Alas, not all of them! The end iterator is a __tree_iterator and thus points to the end node with a __tree_node_pointer. The operator--() casts these to __node_base_pointer first, but not to __end_node_ptr, so the very moment it accesses the __left_ field, it breaks the strict aliasing rule again (operator++() works the same way, but this is fine, because it would be an error in the application to call operator++() on the end node). The same is true for __tree_node_base::__parent_, whose type points to a __tree_node_base, although the parent of the root node is the end node. Note, that it's safe for __left_ and __right_ to point to __tree_node_base, because due to the structure of the tree they can never point to the end node: only __parent_ and the end iterator can, in addition to all functions that call __end_node() or __end_node_pointer().
Unfortunately, I cannot present you a counterexample this time: that bug seems to be much harder to trigger in __tree than in std::list.

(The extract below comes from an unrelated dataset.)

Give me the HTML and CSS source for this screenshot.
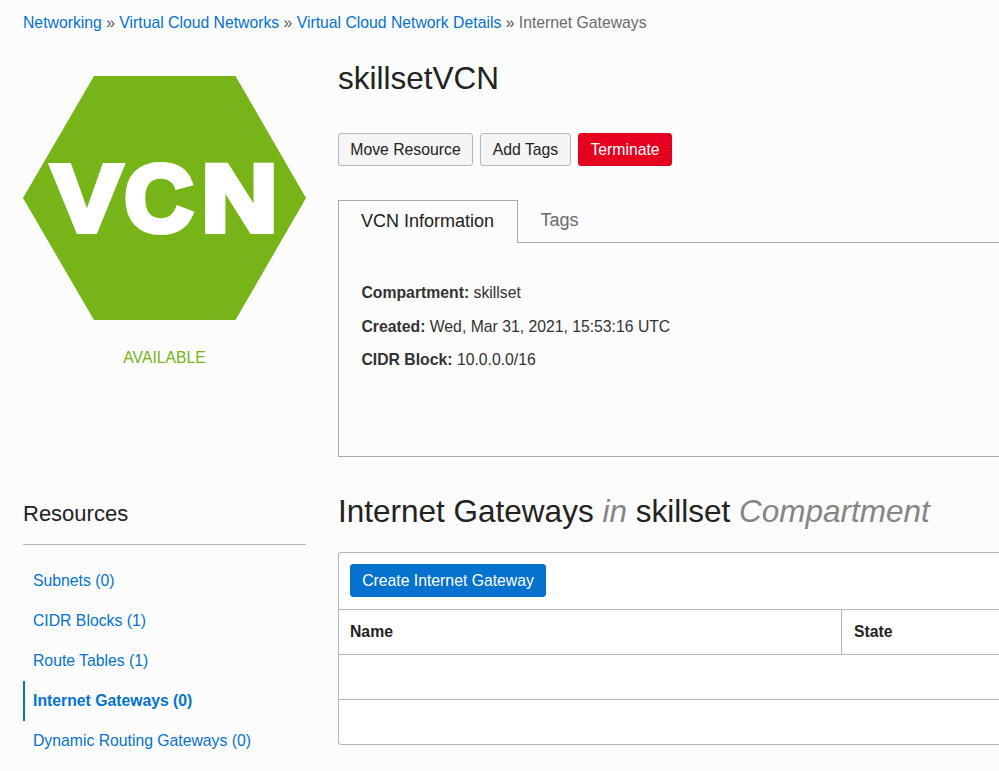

Finally, I've had a look into std::forward_list. Similar to __tree, you have replaced some calls to __before_begin() with calls to a new function __before_begin_pointer(), which returns the __before_begin node as a __begin_node_pointer instead of __node_pointer.
In my opinion, this is more appropriate and may solve some strict aliasing problems, but not all of them. The function forward_list::before_begin() still returns a __forward_list_iterator<__node_pointer> that contains a pointer to a __forward_list_node, although it actually points to a __forward_begin_node instead. Dereferencing that iterator violates strict aliasing, as can be seen from the fourth attachment to the bug entry: It fails, with or without your patch.

EricWF abandoned this revision.Sep 15 2016, 3:29 PM

Abandoning. All issues have been addressed by other commits.

include/memory
5452–5458

Yeah, I couldn't find a better way to convert fancy pointers. Perhaps we need to cast to a void pointer as a go between.